(地域活性)地域コーディネート機関連合による地域の担い手不足解消実証事業

地域・社会課題

東北では地域産業の減退と更なる人口流出の悪循環が生じているものの、復興過程で関係人口となった人材と地域企業のマッチングにより好循環に移行し始めた地域もある。一方、マッチングを図り好循環を生み出す役割を担う地域コーディネート人材は不足。復興事業が収束するなか、育成の機会も減少。地域を持続可能とする好循環を生み出す地域コーディネーターを育成し、東北全体をカバーするネットワークを創出する必要がある。

実証内容
  • 地域の事業者や住民の実現したい姿や課題を聞き、解決のためのプロジェクトを構築し、ふさわしいスキルを持った人材を募集。
  • 地域コーディネーターも含めて面接を行うとともに、マッチング成立後の伴走支援、プロジェクト終了後の振り返りを行う。
  • 復興の過程で培われた東北の関係人口コミュニティを活性化させるため、他のプロジェクトの紹介やオンラインイベントの開催、クラウドツールを利用したコミュティの形成を行う。
  • 地域コーディネート機関が連携し、オンラインツールを活用してノウハウの共有や新サービスの開発等を行うなど、持続可能な地域コーディネート機関への変革を図る。
  • 自治体等との連携も進め、東北全体をカバーするネットワークを目指す。
収益源

経営革新プロジェクトを実施する企業からの課金
関係人口コミュニティ会費、自治体からの助成金等

事業者名
実証地域

青森県:八戸市、南部町、外ヶ浜町、つがる市、平川市、野辺地町、弘前市
岩手県:盛岡市、紫波町、岩手町、山田町、矢巾町
宮城県:仙台市、石巻市、女川町、東松島市、南三陸町
秋田県:羽後町、横手市、湯沢市
山形県:山形市、酒田市、南陽市、上山市、天童市、新庄市、山辺町、舟形町、 金山町、鮭川村、鶴岡市、米沢市
福島県:郡山市、本宮市、富岡町、大熊町、楢葉町、葛尾村

コンサルタントからの応援コメント

一般社団法人ワカツクを幹事事業者とする、東北地方38地域を実証地域の場とし、地域コーディネート団体との連携によって、コーディネーターの育成、関係人口コミュニティの活性化を目指したプロジェクトである。単一の地域事業者では成し得ない事業を、東北各地の事業者が連携することにより、新たな価値の創造を目指そうとするものである。

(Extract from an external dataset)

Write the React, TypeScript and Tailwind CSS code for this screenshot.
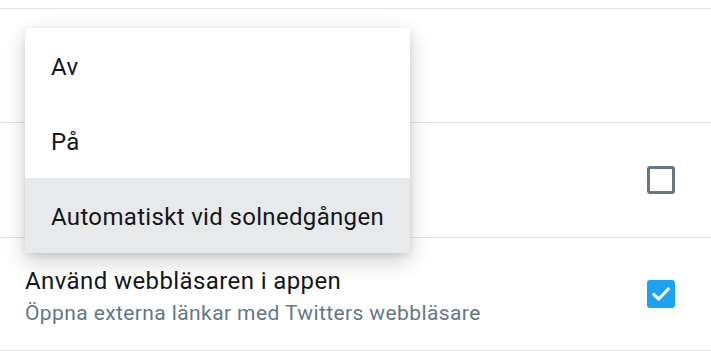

人材不足に悩む地方において単純な関係人口の創出といったイベント施策ではなく、過去の慣習からどうしても閉鎖的になりがちなコミュニティの本質を突き、外部人材のプロジェクト登用などを通じて地域に想いのある血の通った関係人口を構築する一つのお手本を示している。こうした肌理の細かい支援は、全国における類似施策とは似て非なるものであり独自のノウハウと評価される。

高い公益性を備えた事業であるものの、持続的に収益を上げていく仕組みづくりが今後の課題として挙げられる。事業者間の連携体制の整備が今期でさらに充実できたと考えられるため、東北地方における「面」としての事業者ネットワークの利点を活かして、東北地方の課題に取り組みたい首都圏をはじめとした他地域の事業者からのプロジェクトが進むことも期待したい。